Título: Câmbio flutuante
Autor: Thome, Deborah
Fonte: O Globo, 16/05/2007, Economia, p. 22

Deu-se o susto: o dólar atravessou a barreira dos R$2. O Banco Central vinha tentando evitar que isso acontecesse com a compra de moeda americana, mas ontem ela acabou fechando até mesmo abaixo dos folclóricos "R$1,99". Com uma valorização nominal de 53% nos últimos três anos e 10% nos últimos 12 meses, tudo indica que a alta do real vai continuar. Esse movimento, que tem incomodado o governo e vários setores da economia, não é exclusivo do Brasil.

As manchetes dos jornais on-line colombianos ontem tratavam do mesmo tema que os brasileiros: a enorme queda do dólar. O patamar do peso colombiano, que está na liderança das moedas que mais subiram no ano e nos últimos 12 meses, como mostra a tabela abaixo, era motivo de preocupação. O artifício que vinha sendo usado, a compra de dólares pelo Banco Central, também não estava sendo suficiente para parar o movimento. Lá como cá. Dizia o "El Tiempo": "Um dólar tão barato assim não se via desde 2000. A queda de maio foi uma das mais rápidas e fortes de que se tem memória (...) Mas o fenômeno não é exclusivo da Colômbia, está acontecendo em vários países em desenvolvimento."

De fato, isso tem acontecido. O dólar está caindo em relação à maioria das moedas que flutuam; o que não é o caso da China, onde a taxa de câmbio é decidida a canetada. Esse argumento da queda generalizada foi também usado pelo presidente Lula na coletiva para os jornalistas. Na pergunta sobre câmbio, o presidente prontamente argumentou que se "fica dizendo que o real está valorizado sem reconhecer que o dólar está se desvalorizando diante de quase todas as moedas do mundo". E depois afirmou: "O câmbio vai continuar sendo flutuante e vai se ajustar."

Nos últimos tempos, o dólar vem flutuando, digamos, com algumas restrições, pois, sempre que se aproximava dos R$2, o Banco Central entrava comprando para tentar forçar uma alta. De um modo geral, há no mercado um consenso quanto à flutuação, mas Paulo Rabello de Castro, da RC Consultores, brinca com a idéia:

- O problema é que o dólar no Brasil flutua como um barquinho de papel lotado de pedra.

Essas pedras são, segundo ele, todas as outras dificuldades que as empresas exportadoras brasileiras enfrentam, sobretudo o alto volume de impostos. Com esse cenário e o câmbio jogando contra, acaba ficando mais barato produzir fora do país. Indústrias que já tinham plantas em outros países estão transferindo produção; algumas estão agora indo para o exterior. Na visão de Rabello de Castro, uma queda mais acentuada dos juros poderia conter esse movimento de baixa do dólar. Se a Selic passasse a cair 0,5 ponto percentual, isso manteria o dólar acima dos R$2. Mas, se nada mudar, mesmo com as intervenções do BC, ele acha que a taxa de câmbio chegará a R$1,90 no próximo trimestre.

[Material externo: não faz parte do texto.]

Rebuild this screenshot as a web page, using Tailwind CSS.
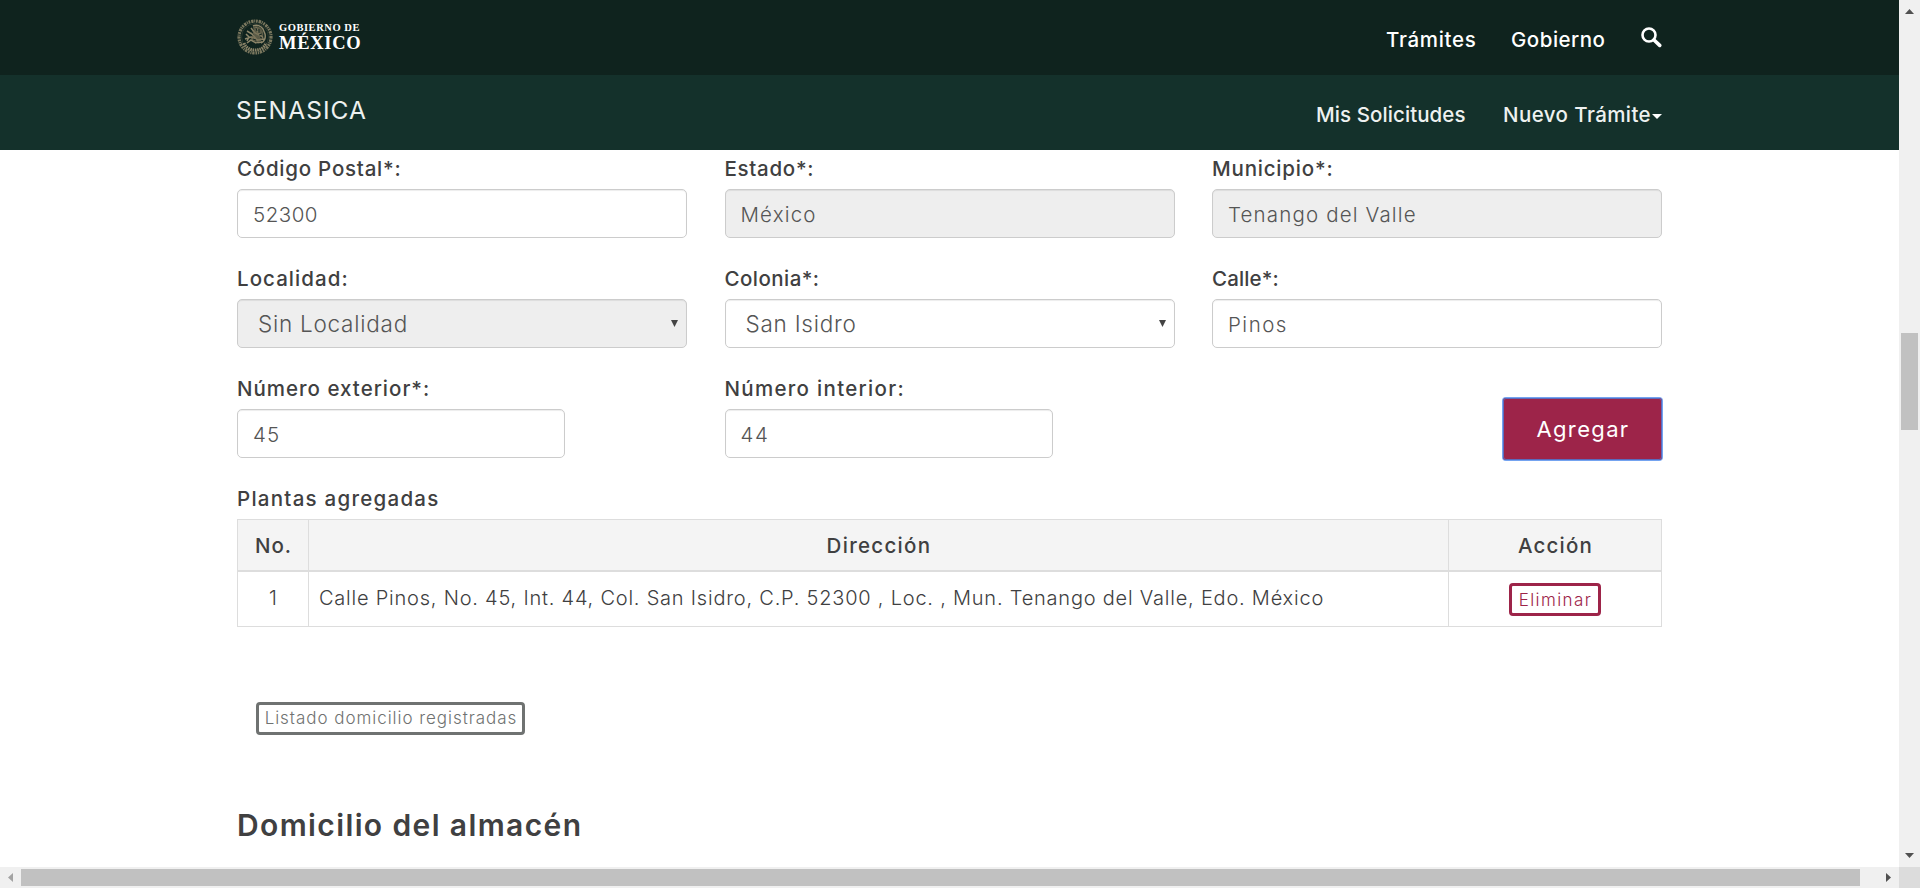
<!DOCTYPE html>
<html lang="es">
<head>
<meta charset="utf-8">
<title>SENASICA</title>
<script src="https://cdn.jsdelivr.net/npm/@tailwindcss/browser@4"></script>
</head>
<body class="h-[888px] w-[1920px] overflow-hidden bg-white font-['Inter',sans-serif] text-[#404041]">
<div class="grid h-[888px] grid-cols-[1899px_21px] grid-rows-[867px_21px]">
  <div class="overflow-hidden">
    <header class="h-[75px] bg-[#0f231e] pl-[237px] pr-[237px] text-white">
      <div class="flex h-full items-center">
        <svg class="h-9 w-9 -translate-y-px" viewBox="0 0 36 36" fill="none">
          <g stroke="#8d866a">
            <circle cx="18" cy="18" r="16" stroke-width="3.2" stroke-dasharray="1.7 .9 2.4 .7 1.1 .8" opacity=".85"/>
            <circle cx="18" cy="18" r="13.4" stroke-width=".5" opacity=".45"/>
            <path d="M7 24c2 5 6 7 11 7s9-2 11-7" stroke-width="3" stroke-dasharray="1.5 .8"/>
            <path d="M16 7c4-2 8 0 10 3l2 5c1 4-1 8-4 9M10 12l5 3 6 7M14 9l4 5 8 4M8 20l6-2 7 3 6-1M19 8l2 5 5 6M10 24l4-3 5 3 6-1M9 15l3 3-2 4" stroke-width="1.5"/>
          </g>
          <path d="M16 8c5-2 9 1 10 5s0 8-4 10c-4 0-8-2-9-5l4-2-3-3 3-1z" fill="#756f56" opacity=".75"/>
          <path d="M19 9l1 3m2-2 0 4m3 1-3 1m-8-4 2 2m0 6 3 1m4-3 2 1m-12 6 2 0m4 0 2 0" stroke="#0f231e" stroke-width=".9"/>
        </svg>
        <div class="ml-[6px] flex -translate-y-px flex-col font-['Liberation_Serif',serif] font-bold">
          <span class="text-[10.5px] leading-[12px] tracking-[0.55px]">GOBIERNO DE</span>
          <span class="text-[18.5px] leading-[18px] tracking-[0.7px]">MÉXICO</span>
        </div>
        <nav class="ml-auto flex items-center pt-1 text-[20.5px] font-[450] leading-7">
          <a class="w-[125px] tracking-[0.7px]">Trámites</a>
          <a class="w-[130px] tracking-[0.5px]">Gobierno</a>
          <svg class="h-[21px] w-[21px] -translate-y-[2px]" viewBox="0 0 21 21" fill="none" stroke="#fff"><circle cx="8" cy="8" r="6.5" stroke-width="2.6"/><path d="M13 13l5.700 5.400" stroke-width="3.6" stroke-linecap="round"/></svg>
        </nav>
      </div>
    </header>
    <div class="flex h-[75px] items-center bg-[#14312b] pl-[236px] pr-[237px] text-white">
      <span class="-translate-y-[3px] text-[24.5px] leading-8 tracking-[1.08px] text-[#eef1f0]">SENASICA</span>
      <nav class="ml-auto flex items-center pt-1 text-[20.5px] font-[450] leading-7 text-[#eef1f0]">
        <a class="w-[187px] tracking-[0.08px]">Mis Solicitudes</a>
        <a class="flex w-[159px] items-center justify-between tracking-[0.42px]">Nuevo Trámite<svg class="mt-1 h-[5px] w-[10px]" viewBox="0 0 10 5"><path d="M0 0h10L5 5z" fill="#fff"/></svg></a>
      </nav>
    </div>

    <main class="ml-[237px] w-[1425px]">
      <form class="grid grid-cols-[450px_450px_450px] gap-x-[37.5px] text-[20.5px] font-[450]">
        <div class="h-[110px]"><label class="block h-[39px] pt-[5px] leading-7 tracking-[0.76px]">Código Postal*:</label><input class="block h-[49px] w-full rounded-[5px] border border-[#ccc] px-[15px] pt-[2px] text-[20.5px] font-light tracking-[0.5px] text-[#555] shadow-[inset_0_1px_1px_rgba(0,0,0,0.075)]" value="52300"></div>
        <div class="h-[110px]"><label class="block h-[39px] pt-[5px] leading-7 tracking-[0.7px]">Estado*:</label><input class="block h-[49px] w-full rounded-[5px] border border-[#ccc] bg-[#eee] px-[15px] pt-[2px] text-[20.5px] font-light tracking-[1.15px] text-[#555] shadow-[inset_0_1px_1px_rgba(0,0,0,0.075)]" value="México" readonly></div>
        <div class="h-[110px]"><label class="block h-[39px] pt-[5px] leading-7 tracking-[0.8px]">Municipio*:</label><input class="block h-[49px] w-full rounded-[5px] border border-[#ccc] bg-[#eee] px-[15px] pt-[2px] text-[20.5px] font-light tracking-[1.15px] text-[#555] shadow-[inset_0_1px_1px_rgba(0,0,0,0.075)]" value="Tenango del Valle" readonly></div>

        <div class="h-[110px]"><label class="block h-[39px] pt-[5px] leading-7 tracking-[1.05px]">Localidad:</label>
          <div class="flex h-[49px] items-center justify-between rounded-[5px] border border-[#ccc] bg-[#eee] pl-5 pr-2 text-[22.5px] font-light tracking-[0.75px] text-[#555] shadow-[inset_0_1px_1px_rgba(0,0,0,0.075)]">Sin Localidad<svg class="h-[7px] w-[7px]" viewBox="0 0 7 7"><path d="M0 0h7L3.500 7z" fill="#444"/></svg></div></div>
        <div class="h-[110px]"><label class="block h-[39px] pt-[5px] leading-7 tracking-[0.45px]">Colonia*:</label>
          <div class="flex h-[49px] items-center justify-between rounded-[5px] border border-[#ccc] pl-5 pr-2 text-[22.5px] font-light tracking-[0.75px] text-[#555] shadow-[inset_0_1px_1px_rgba(0,0,0,0.075)]">San Isidro<svg class="h-[7px] w-[7px]" viewBox="0 0 7 7"><path d="M0 0h7L3.500 7z" fill="#444"/></svg></div></div>
        <div class="h-[110px]"><label class="block h-[39px] pt-[5px] leading-7 tracking-[0.12px]">Calle*:</label><input class="block h-[49px] w-full rounded-[5px] border border-[#ccc] px-[15px] pt-[2px] text-[20.5px] font-light tracking-[1.5px] text-[#555] shadow-[inset_0_1px_1px_rgba(0,0,0,0.075)]" value="Pinos"></div>

        <div class="h-[110px]"><label class="block h-[39px] pt-[5px] leading-7 tracking-[1px]">Número exterior*:</label><input class="block h-[49px] w-[328px] rounded-[5px] border border-[#ccc] px-[15px] pt-[2px] text-[20.5px] font-light tracking-[1px] text-[#555] shadow-[inset_0_1px_1px_rgba(0,0,0,0.075)]" value="45"></div>
        <div class="h-[110px]"><label class="block h-[39px] pt-[5px] leading-7 tracking-[1.3px]">Número interior:</label><input class="block h-[49px] w-[328px] rounded-[5px] border border-[#ccc] px-[15px] pt-[2px] text-[20.5px] font-light tracking-[1.5px] text-[#555] shadow-[inset_0_1px_1px_rgba(0,0,0,0.075)]" value="44"></div>
        <div class="flex h-[110px] justify-end pt-[28px]"><button type="button" class="h-[62px] w-[159px] rounded-[3px] bg-[#9d2449] pl-[1px] text-[22px] font-normal tracking-[1.35px] text-white ring-1 ring-[#74a3f0] outline outline-1 -outline-offset-1 outline-[#5a6bbd]">Agregar</button></div>
      </form>

      <div class="h-[39px] pt-[5px] text-[20.5px] font-[450] leading-7 tracking-[1.26px]">Plantas agregadas</div>
      <div class="border border-[#ddd] text-[20px]">
        <div class="grid h-[52px] grid-cols-[71px_1140px_212px] divide-x divide-[#ddd] border-b-2 border-[#ddd] bg-[#f4f4f4] text-center text-[20.5px] font-[450] leading-[52px]">
          <div class="pl-px tracking-[1px]">No.</div><div class="pl-px tracking-[1.3px]">Dirección</div><div class="pl-px tracking-[1.2px]">Acción</div>
        </div>
        <div class="grid h-[54px] grid-cols-[71px_1140px_212px] divide-x divide-[#ddd] font-light leading-[52px]">
          <div class="text-center">1</div>
          <div class="whitespace-nowrap pl-[10px] tracking-[0.78px]">Calle Pinos, No. 45, Int. 44, Col. San Isidro, C.P. 52300 , Loc. , Mun. Tenango del Valle, Edo. México</div>
          <div class="flex justify-center pt-[11px]"><button class="h-[33px] w-[92px] rounded-[4px] border-3 border-[#9d2449] pl-px pt-px text-[17px] leading-[26px] tracking-[1.4px] text-[#9d2449]">Eliminar</button></div>
        </div>
      </div>
      <button class="ml-[19px] mt-[75px] block h-[33px] w-[269px] whitespace-nowrap rounded-[4px] border-3 border-[#6f7271] pl-px text-[17px] font-light leading-[27px] tracking-[0.96px] text-[#6f7271]">Listado domicilio registradas</button>
      <h3 class="mt-[70px] text-[30px] font-semibold leading-[41px] tracking-[1.38px]">Domicilio del almacén</h3>
    </main>
  </div>

  <div class="flex flex-col items-center bg-[#f0f0f0]">
    <svg class="mt-[9px] h-[5px] w-[9px]" viewBox="0 0 9 5"><path d="M4.500 0L9 5H0z" fill="#505050"/></svg>
    <div class="mt-[319px] h-[97px] w-[17px] bg-[#c1c1c1]"></div>
    <svg class="mb-[9px] mt-auto h-[5px] w-[9px]" viewBox="0 0 9 5"><path d="M0 0h9L4.500 5z" fill="#505050"/></svg>
  </div>
  <div class="flex items-center bg-[#f0f0f0]">
    <svg class="ml-[8px] h-[9px] w-[5px]" viewBox="0 0 5 9"><path d="M5 0v9L0 4.500z" fill="#a3a3a3"/></svg>
    <div class="ml-[8px] h-[17px] w-[1839px] bg-[#c1c1c1]"></div>
    <svg class="ml-[26px] h-[9px] w-[5px]" viewBox="0 0 5 9"><path d="M0 0v9l5-4.500z" fill="#505050"/></svg>
  </div>
  <div class="bg-[#dcdcdc]"></div>
</div>
</body>
</html>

- O juro nominal não pode estar acima de 10% - afirma Rabello de Castro.

Já Luís Fernando Lopes, do Pátria, acha que os juros, embora sejam um fator a se considerar, não têm tanta relevância na queda brusca do dólar. Ele enumera um conjunto de fatores que fazem o real ficar mais forte: cenário mundial favorável, baixa aversão ao risco, preço das commodities que exportamos, balanço de pagamentos acumulado em 12 meses em R$48 bilhões.

- O Banco Central não pode nem deve mudar sua política monetária. Pode pensar em políticas pontuais mas, ainda assim, isso apenas diminuiria a velocidade da queda. O estrago do dólar mais baixo ainda não foi sentido na balança comercial - diz Lopes.

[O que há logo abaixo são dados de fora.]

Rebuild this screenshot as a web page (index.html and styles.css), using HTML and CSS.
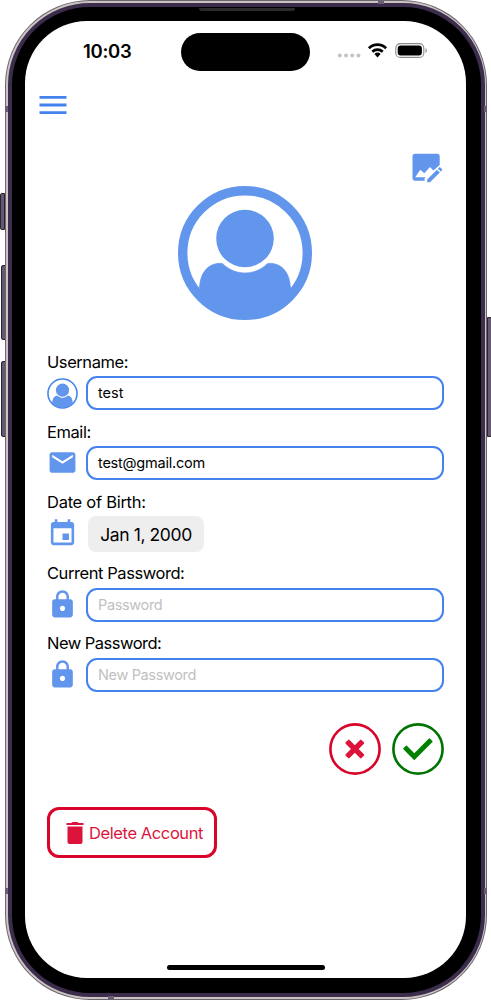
FILE: index.html
```html
<!DOCTYPE html>
<html lang="en">
<head>
<meta charset="utf-8">
<title>Profile</title>
<link rel="stylesheet" href="styles.css">
</head>
<body>
<svg class="defs" width="0" height="0">
  <symbol id="lock" viewBox="0 0 24 24"><path d="M18 8h-1V6c0-2.760-2.240-5-5-5S7 3.240 7 6v2H6c-1.100 0-2 .9-2 2v10c0 1.100.9 2 2 2h12c1.100 0 2-.9 2-2V10c0-1.100-.9-2-2-2zm-6 9c-1.100 0-2-.9-2-2s.9-2 2-2 2 .9 2 2-.9 2-2 2zm3.100-9H8.900V6c0-1.710 1.390-3.100 3.100-3.100s3.100 1.390 3.100 3.100v2z"/></symbol>
</svg>
<div class="device">
  <i class="key key-mute"></i><i class="key key-up"></i><i class="key key-down"></i><i class="key key-power"></i>
  <div class="rim"><div class="band"><div class="bezel">
    <i class="speaker"></i>
    <i class="seam seam-tl"></i><i class="seam seam-tr"></i><i class="seam seam-bl"></i><i class="seam seam-br"></i><i class="seam seam-top"></i><i class="seam seam-bottom"></i>
    <main class="screen">
      <header class="status">
        <span class="time">10:03</span>
        <span class="island"></span>
        <svg class="indicators" viewBox="0 0 92 18">
          <g fill="#c3c3c5"><circle cx="2.800" cy="13.600" r="2"/><circle cx="9" cy="13.600" r="2"/><circle cx="15.200" cy="13.600" r="2"/><circle cx="21.400" cy="13.600" r="2"/></g>
          <g fill="none" stroke="#000" stroke-width="2.700"><path d="M31.900 6.200a12.300 12.300 0 0 1 17.200 0"/><path d="M35.300 9.700a7.500 7.500 0 0 1 10.400 0"/></g>
          <path d="M37.400 12a4.500 4.500 0 0 1 6.200 0L40.500 15.500z"/>
          <rect x="58.800" y="1.600" width="28" height="13.800" rx="4.500" fill="none" stroke="#8b8b8b" stroke-width="1.100"/>
          <rect x="60.700" y="3.500" width="24.200" height="10" rx="2.900"/>
          <path d="M88.500 6.200c1.800.7 1.800 4 0 4.700z" fill="#8b8b8b"/>
        </svg>
      </header>
      <nav class="topbar">
        <svg class="menu" viewBox="0 0 24 24"><path d="M3 18h18v-1.900H3V18zm0-5.050h18v-1.900H3v1.900zM3 6v1.900h18V6H3z"/></svg>
      </nav>
      <div class="photo-row">
        <svg class="edit-photo" viewBox="0 0 31 31">
          <path d="M3.200.7h21.800q2.700 0 2.700 2.700v8.700L21.400 17.600 18 14 12.300 20.300 8.300 16.800 3.200 24.300h10.200l-.8 1.200v2.300H3.200Q.5 27.800.5 25.100V3.400Q.5.7 3.200.7z"/>
          <path d="M15.200 26.400 24.900 16.700l2.900 2.900-9.800 9.700h-2.800zM25.900 15.700l1.100-1.100q.7-.7 1.400 0l1.500 1.500q.7.700 0 1.400l-1.100 1.100z"/>
        </svg>
      </div>
      <svg class="avatar" viewBox="0 0 134 134">
        <circle cx="67" cy="67" r="62.300" fill="none" stroke="#6295ec" stroke-width="9.400"/>
        <circle cx="67" cy="52.500" r="28.800"/>
        <path d="M21.500 102C22 86 31 76 44.500 77.500C57 90 77 90 89.500 77.500C103 76 112 86 112.500 102A62 62 0 0 1 21.500 102z" stroke="#6295ec" stroke-width=".5"/>
        <path d="M21.500 100A59 59 0 0 0 112.500 100L112 112 67 131 22 112z"/>
      </svg>
      <form class="form">
        <div class="group">
          <label class="label">Username:</label>
          <div class="row">
            <svg class="icon icon-user" viewBox="0 0 32 32"><circle cx="16" cy="16" r="15" fill="none" stroke="#4482ee" stroke-width="1.600"/><circle cx="16" cy="12.600" r="6.800"/><path d="M5.300 26C5.500 20.500 8.200 18 11 18.400C14 21.200 18 21.200 21 18.400C23.800 18 26.500 20.500 26.700 26A14.700 14.700 0 0 1 5.300 26z"/></svg>
            <div class="input"><span class="v-test">test</span></div>
          </div>
        </div>
        <div class="group">
          <label class="label">Email:</label>
          <div class="row">
            <svg class="icon" viewBox="0 0 24 24"><path d="M20 4H4c-1.100 0-2 .9-2 2v12c0 1.100.9 2 2 2h16c1.100 0 2-.9 2-2V6c0-1.100-.9-2-2-2zm0 4l-8 5-8-5V6l8 5 8-5v2z"/></svg>
            <div class="input"><span>test@gmail.com</span></div>
          </div>
        </div>
        <div class="group">
          <label class="label l-date">Date of Birth:</label>
          <div class="row row-date">
            <svg class="icon" viewBox="0 0 24 24"><path d="M17 12h-5v5h5v-5zM16 1v2H8V1H6v2H5c-1.110 0-1.990.9-1.990 2L3 19c0 1.100.89 2 2 2h14c1.100 0 2-.9 2-2V5c0-1.100-.9-2-2-2h-1V1h-2zm3 18H5V8h14v11z"/></svg>
            <div class="date"><span>Jan 1, 2000</span></div>
          </div>
        </div>
        <div class="group">
          <label class="label l-cur">Current Password:</label>
          <div class="row">
            <svg class="icon"><use href="#lock"/></svg>
            <div class="input empty"><span>Password</span></div>
          </div>
        </div>
        <div class="group">
          <label class="label l-new">New Password:</label>
          <div class="row">
            <svg class="icon"><use href="#lock"/></svg>
            <div class="input empty"><span>New Password</span></div>
          </div>
        </div>
      </form>
      <div class="actions">
        <svg class="round" viewBox="0 0 52 52"><circle cx="26" cy="26" r="24.600" fill="none" stroke="#d90429" stroke-width="2.600"/><path d="M19.700 19.900 31.900 32.100M31.900 19.900 19.700 32.100" fill="none" stroke="#dc143c" stroke-width="4.500"/><path d="M19.800 17.600 25.800 23.600 31.800 17.600 34.200 20 28.200 26 34.200 32 31.800 34.400 25.800 28.400 19.800 34.400 17.400 32 23.400 26 17.400 20z" fill="#dc143c" stroke="#dc143c" stroke-width="2" stroke-linejoin="round"/></svg>
        <svg class="round" viewBox="0 0 52 52"><circle cx="26" cy="26" r="24.600" fill="none" stroke="#007400" stroke-width="2.600"/><path d="M14.400 23.300 22.300 31.200 37.400 16.100 39.900 18.600 22.300 36.200 11.900 25.800z" fill="#008000" stroke="#008000" stroke-width="1.400" stroke-linejoin="round"/></svg>
      </div>
      <button class="delete" type="button">
        <svg class="trash" viewBox="0 0 18 24"><path d="M1.500 5.500h15V21q0 2-2 2h-11q-2 0-2-2zM.5 2h5L6.500 1h5l1 1h5v2H.5z"/></svg>
        <span>Delete Account</span>
      </button>
      <div class="home"></div>
    </main>
  </div></div></div>
</div>
</body>
</html>
```
FILE: styles.css
```css
* { box-sizing: border-box; }
body { margin: 0; background: #fff; font-family: Inter, "Liberation Sans", sans-serif; color: #000; overflow: hidden; }
svg { display: block; flex: none; fill: #6295ec; }
.defs { position: absolute; }

.device { position: relative; width: 491px; height: 1000px; padding: 0 4px 0 5px; }
.rim { position: relative; height: 1000px; padding: 1px; border-radius: 85px; background: #6d6570; }
.band { height: 998px; padding: 2px 1.500px; border-radius: 84px; background: #cbc4c1; }
.bezel { position: relative; height: 994px; padding: 14px 14px 14px 13.500px; border: 4px solid #3b2d4b; border-radius: 82px; background: #000; }
.key { position: absolute; width: 5px; background: #655872; border: 1px solid #2b2430; border-radius: 2px 0 0 2px; }
.key-mute { left: 0; top: 193px; height: 37px; }
.key-up { left: 1px; top: 265px; height: 75px; }
.key-down { left: 1px; top: 361px; height: 76px; }
.key-power { left: 487px; top: 317px; height: 120px; border-radius: 0 2px 2px 0; }
.speaker { position: absolute; left: 187px; top: 1px; width: 96px; height: 3px; border-radius: 0 0 3px 3px; background: #2b2b2b; }
.seam { position: absolute; width: 3px; height: 6px; background: #6b5b74; }
.seam-tl { left: -6.500px; top: 99px; }
.seam-tr { right: -6.500px; top: 99px; }
.seam-bl { left: -6.500px; top: 881px; }
.seam-br { right: -6.500px; top: 881px; }
.seam-top { right: 97px; top: -6px; width: 6px; height: 3px; }
.seam-bottom { left: 96px; bottom: -6px; width: 6px; height: 3px; }

.screen { display: flex; flex-direction: column; width: 441px; height: 957px; border-radius: 62px; background: #fff; }

.status { display: flex; align-items: center; height: 61px; padding: 0 36px 0 58px; }
.time { width: 98px; padding-bottom: 2px; font-size: 18.500px; font-weight: 600; letter-spacing: -0.300px; white-space: nowrap; }
.island { width: 129px; height: 38px; border-radius: 19px; background: #000; }
.indicators { width: 92px; height: 18px; margin: -1px 0 0 27px; fill: #000; }

.topbar { height: 62px; padding: 4.500px 0 0 10.200px; }
.menu { width: 36px; height: 36px; fill: #4482ee; }
.photo-row { display: flex; justify-content: flex-end; height: 42px; padding: 9px 23px 0 0; }
.edit-photo { width: 31px; height: 31px; }
.avatar { width: 134px; height: 134px; margin: 0 0 0 153px; }

.form { padding: 30px 22px 0; }
.group { margin-bottom: 10px; }
.label { display: flex; align-items: center; height: 24px; margin-bottom: 2px; font-size: 16.500px; letter-spacing: -0.430px; white-space: nowrap; }
.l-date { letter-spacing: -0.270px; }
.l-cur, .l-new { padding-bottom: 2px; }
.l-new { letter-spacing: -0.520px; }
.row { display: flex; align-items: center; gap: 8px; height: 34px; }
.row-date { height: 36px; gap: 10px; }
.icon { width: 31px; height: 31px; margin-bottom: 1px; }
.icon-user { margin-bottom: 0; }
.input { display: flex; flex: 1; align-items: center; height: 34px; padding: 0 0 1px 10px; border: 2px solid #4482ee; border-radius: 11px; font-size: 14.500px; letter-spacing: -0.220px; white-space: nowrap; }
.v-test { letter-spacing: 0; }
.empty { color: #bfbfc1; letter-spacing: -0.350px; }
.date { display: flex; align-items: center; justify-content: center; width: 116px; height: 36px; border-radius: 8px; background: #eee; font-size: 17.500px; letter-spacing: -0.400px; white-space: nowrap; }

.actions { display: flex; justify-content: flex-end; gap: 11.500px; padding: 21px 22px 0 0; }
.round { width: 52px; height: 52px; }
.delete { display: flex; align-items: center; gap: 5px; width: 170px; height: 51px; margin: 32px 0 0 22px; padding: 0 0 0 16px; border: 3px solid #d90429; border-radius: 12px; background: #fff; color: #dc143c; font: 16.500px Inter, "Liberation Sans", sans-serif; letter-spacing: -0.400px; white-space: nowrap; }
.trash { width: 18px; height: 24px; fill: #dc143c; }
.home { width: 158px; height: 5px; margin: auto 0 8px 142px; border-radius: 3px; background: #000; }
```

A balança vinha parecendo imune à queda do dólar. Só agora começa a mudar um pouco. Este ano, as exportações crescem 18%, mas, como as importações, subiram mais, 27%, os saldos de 2007 e 2006 estão parecidos. O problema: o Brasil está concentrando suas exportações cada vez mais em commodities, ou produtos semi-industrializados.

- O agregado das exportações não perdeu competitividade, mas perderam os produtos de maior valor agregado - comenta Lopes.

Os setores calçadista e têxtil foram os primeiros a sofrer e a chiar por causa do dólar baixo. Agora, a grita vai se espalhando. Resta saber se há algum mecanismo para parar o movimento. Afinal, é da natureza do câmbio flutuante flutuar.